Ciertamente es en la creación de sus atmósferas y en la división y relación de los mundos reales y oníricos donde la singularidad de su director ofrece un gran aliciente analítico y pone en tela de juicio su compatibilidad. El despliegue que presenta El espinazo del diablo no es completamente fantástico ni de terror puro. En este título, el realizador mexicano privilegia la realidad y ofrece una perspectiva de la imaginación como salida o escapatoria, no trata de fundir realidad y ficción (unas pretensiones que serían mucho más sinceras y elevadas dentro del género escogido).

Esa disparidad en el camino, que se divide en dos y que conecta solo en los términos más superficiales y puntuales de la aventura del protagonista, hace que la trama de fantasía finalmente se convierta en un mero apéndice y su ensamblado con el germen realista quede un tanto desajustado.

La labor de dirección artística y escenográfica de esta aún inconclusa trilogía es decididamente portentosa, de una plasticidad tangible y evocadora, de perfecta recreación. Otra cuestión diferente es el estilo de tratamiento de una trama realista individualizada sobre las crónicas de un revisionismo histórico y también histriónico. Del Toro escribe y dirige una trama pretendidamente afectada, exageradamente caricaturizada. Una historia que no es emotiva sino simplemente brutal y descarnada, con clichés estirados e infantilizados pese a la aparente rudeza que recorre todo el relato, pero de una brutalidad artificial, muy cinematográfica. Segundo reproche que adhiero a su labor y que tampoco debería ser tal, puesto que la audiencia puede percibir con rapidez que la pretensión de unos films de estas características es la de acercar a los cines a un target de mayorías (más El laberinto que El espinazo).

Es obvio que Del Toro nunca ha pretendido hacer una película histórica, con las características elementales de un Montxo Armendáriz o un José Luis Cuerda, sino emplear de forma torticera y efectista un momento concreto que se presta, por méritos propios, a todo tipo de excesos (las secuelas devastadoras de la guerra, su inhumanidad, la visión edulcorada de los maquis o la actitud pasadísima de rosca del capitán del ejército franquista y su compañía).
Y sigo redundando en que todos estos, en apariencia, defectos que no lo son tanto, vienen provocados por la exigencia crítica que le precedemos a un director lo suficientemente dotado como para esperar de él películas a la par poderosas y grandilocuentes.

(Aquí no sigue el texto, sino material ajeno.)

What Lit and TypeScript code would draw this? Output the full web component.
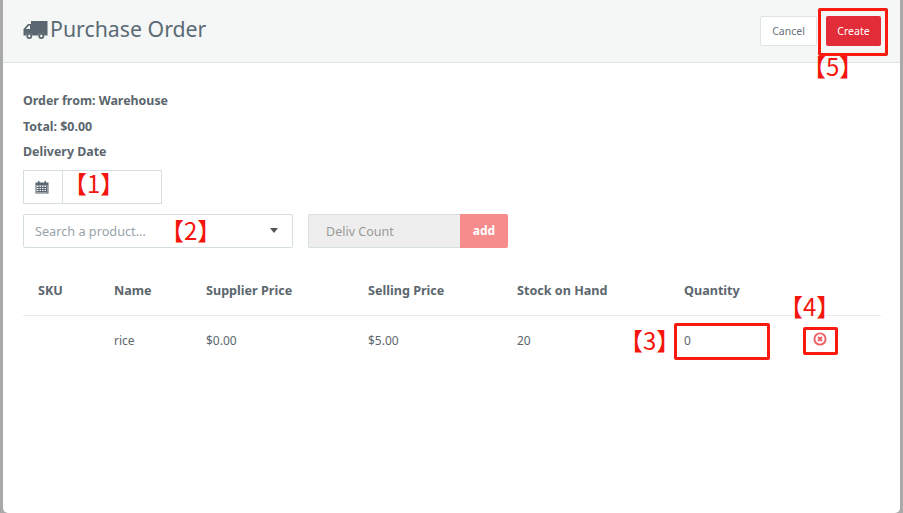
import { LitElement, html, css } from "lit";
import { customElement } from "lit/decorators.js";

@customElement("app-root")
export class AppRoot extends LitElement {
  static styles = css`
    :host { display: block; width: 903px; height: 513px; overflow: hidden; background: #a9a9a9; position: relative; font-family: "Noto Sans", "Open Sans", sans-serif; color: #5b666d; font-size: 12px; }
    .modal { position: absolute; left: 3px; top: 0; width: 897px; height: 513px; background: #fff; border-radius: 0 0 5px 5px; box-sizing: border-box; }
    .header { height: 63px; box-sizing: border-box; background: #f5f7f7; border-bottom: 1px solid #dde4e6; display: flex; align-items: center; padding: 0 19px 0 20px; }
    .title { display: flex; align-items: center; gap: 2px; font-size: 21.3px; color: #5b6a75; flex: 1; padding-bottom: 5px; }
    .title svg { width: 25px; height: 20px; margin-top: 2px; }
    .btn { height: 30px; box-sizing: border-box; display: flex; align-items: center; justify-content: center; border-radius: 2px; font-size: 10.5px; }
    .cancel { width: 57px; background: #fff; border: 1px solid #dde4e6; color: #66727a; margin-right: 9px; }
    .create { width: 55px; background: #e22c38; color: #fff; }
    .body { padding: 29px 20px 0; }
    .label { font-weight: 700; font-size: 12.4px; line-height: 18px; height: 25.5px; color: #5b666d; }
    .date { display: flex; width: 139px; height: 34px; box-sizing: border-box; border: 1px solid #d5dee0; margin-top: 1px; }
    .cal { width: 39px; border-right: 1px solid #d5dee0; display: flex; align-items: center; justify-content: center; padding-right: 3px; box-sizing: border-box; }
    .filters { display: flex; margin-top: 10px; }
    .select { width: 270px; height: 34px; box-sizing: border-box; border: 1px solid #d5dee0; border-radius: 2px; display: flex; align-items: center; justify-content: space-between; padding: 0 14px 0 11px; color: #98a3a9; font-size: 12.7px; }
    .caret { width: 0; height: 0; border-left: 4.5px solid transparent; border-right: 4.5px solid transparent; border-top: 5px solid #555; }
    .count { width: 152px; height: 34px; box-sizing: border-box; margin-left: 15px; background: #eee; border: 1px solid #d5dee0; border-right: 0; border-radius: 2px 0 0 2px; padding: 1px 0 0 17px; display: flex; align-items: center; color: #999; font-size: 12.5px; }
    .add { width: 48px; height: 34px; background: #f78c8c; color: #fff; font-weight: 700; font-size: 12px; display: flex; align-items: center; justify-content: center; border-radius: 0 2px 2px 0; }
    .row { display: grid; grid-template-columns: 76px 92px 162px 149px 167px 137px 1fr; width: 858px; }
    .row > div { padding-left: 15px; }
    .thead { margin-top: 25px; height: 43px; align-items: center; border-bottom: 1px solid #e8ecee; font-weight: 700; font-size: 12.6px; padding-bottom: 7px; box-sizing: border-box; }
    .tbody { height: 50px; align-items: center; }
    .del { display: flex; padding-left: 0 !important; }
    .del svg { display: block; margin-left: 7px; margin-top: -3px; }
    .box { position: absolute; border: 3px solid #fa1a10; border-radius: 2px; box-sizing: border-box; }
    .note { position: absolute; color: #f4150c; font-size: 24px; line-height: 28px; font-family: "Noto Sans CJK SC", "Noto Sans", sans-serif; font-weight: 400; white-space: nowrap; }
  `;

  render() {
    return html`
      <div class="modal">
        <div class="header">
          <div class="title">
            <svg viewBox="0 0 25 20"><path fill="#5b6770" d="M8 1h16.5v14.5h-2.9a3.4 3.4 0 0 0-6.6 0H9.6a3.4 3.4 0 0 0-6.6 0H.5V9l4.5-5h3zM6 5.5 2.8 9H7V5.5z"/><circle cx="6.3" cy="16" r="3" fill="#5b6770"/><circle cx="18.3" cy="16" r="3" fill="#5b6770"/><circle cx="6.3" cy="16" r="1.2" fill="#f5f7f7"/><circle cx="18.3" cy="16" r="1.2" fill="#f5f7f7"/></svg>
            <span>Purchase Order</span>
          </div>
          <div class="btn cancel">Cancel</div>
          <div class="btn create">Create</div>
        </div>
        <div class="body">
          <div class="label">Order from: Warehouse</div>
          <div class="label">Total: $0.00</div>
          <div class="label">Delivery Date</div>
          <div class="date">
            <div class="cal">
              <svg width="14" height="14" viewBox="0 0 14 14"><path fill="#5b6770" d="M.5 2.500h2.500V1h1.500v1.500h5V1H11v1.500h2.500V13.500H.5zM1.500 5.500v7h11v-7z"/><path stroke="#5b6770" stroke-width="1.100" d="M1.500 7.500h11M1.500 9.500h11M1.500 11.500h11M4 5.500v7M6.500 5.500v7M9 5.500v7M11.500 5.500v7"/></svg>
            </div>
          </div>
          <div class="filters">
            <div class="select"><span>Search a product...</span><span class="caret"></span></div>
            <div class="count">Deliv Count</div>
            <div class="add">add</div>
          </div>
          <div class="row thead">
            <div>SKU</div><div>Name</div><div>Supplier Price</div><div>Selling Price</div><div>Stock on Hand</div><div>Quantity</div><div></div>
          </div>
          <div class="row tbody">
            <div></div><div>rice</div><div>$0.00</div><div>$5.00</div><div>20</div><div>0</div>
            <div class="del">
              <svg width="14" height="14" viewBox="0 0 14 14"><circle cx="7" cy="7" r="5.600" fill="none" stroke="#ee5f64" stroke-width="1.900"/><path d="M5 5l4 4M9 5l-4 4" stroke="#ee5f64" stroke-width="1.900"/></svg>
            </div>
          </div>
        </div>
      </div>
      <div class="box" style="left:818px;top:8px;width:70px;height:48px"></div>
      <div class="box" style="left:674px;top:323px;width:96px;height:37px"></div>
      <div class="box" style="left:803px;top:327px;width:35px;height:28px"></div>
      <div class="note" style="left:63px;top:169px">【1】</div>
      <div class="note" style="left:160px;top:216px">【2】</div>
      <div class="note" style="left:619px;top:326px">【3】</div>
      <div class="note" style="left:779px;top:292px">【4】</div>
      <div class="note" style="left:802px;top:52px">【5】</div>
    `;
  }
}
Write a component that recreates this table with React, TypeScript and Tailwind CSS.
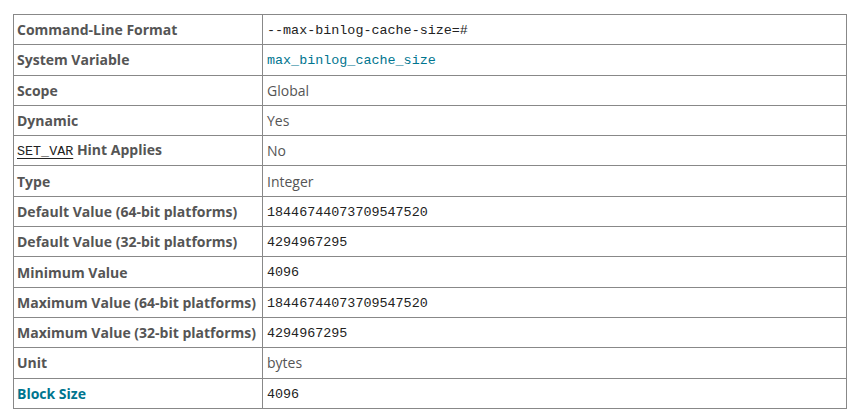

Soy, particularmente, mucho más crítico, en el sentido más negativo, ante películas que tratan hechos históricos no tan cercanos a nosotros que tendemos a encumbrar por tener un buen tratamiento histórico pese a ser igualmente discutibles. Bien es cierto que la disparidad y el debate ideológico existen a raudales en las dos películas españolas de Del Toro, pero el apabullante componente fantástico y el romanticismo con el que ha sido creado nos hace olvidarnos casi por completo de todo ese debate.

El director natural de Guadalajara ha intentado, con bastante fortuna en los dos casos, plasmar el ímpetu infantil de los cuentos, el miedo a la oscuridad, trasladarnos a la fascinación de aquel que es capaz de creer en su amplio sentir fantástico. Una invitación implícita a ser espectadores sin límites ni limitaciones. La entrada a una aventura en la que el peligro es algo que los personajes no se cuestionan; al igual que en las historietas gráficas, simplemente lo aceptan sin vacilar. Del Toro parece pedirnos eso también a los espectadores: dejar de obedecer a nuestra figura intrínseca de crítico y aceptar el juego con la ingenuidad de un niño en busca de un fantasma. Y para ello un mundo real adecuadamente configurado estorba. De ahí lo de mis falsos reproches de los que hice mención antes.

Por encima de todo, el cariño más especial que le tengo a un director como él es su habilidad para crear esos niveles de metacine, empleando a este como instrumento para otro fin que no sea simplemente la narración pura y dura. Ojalá que su imaginación nunca se agote.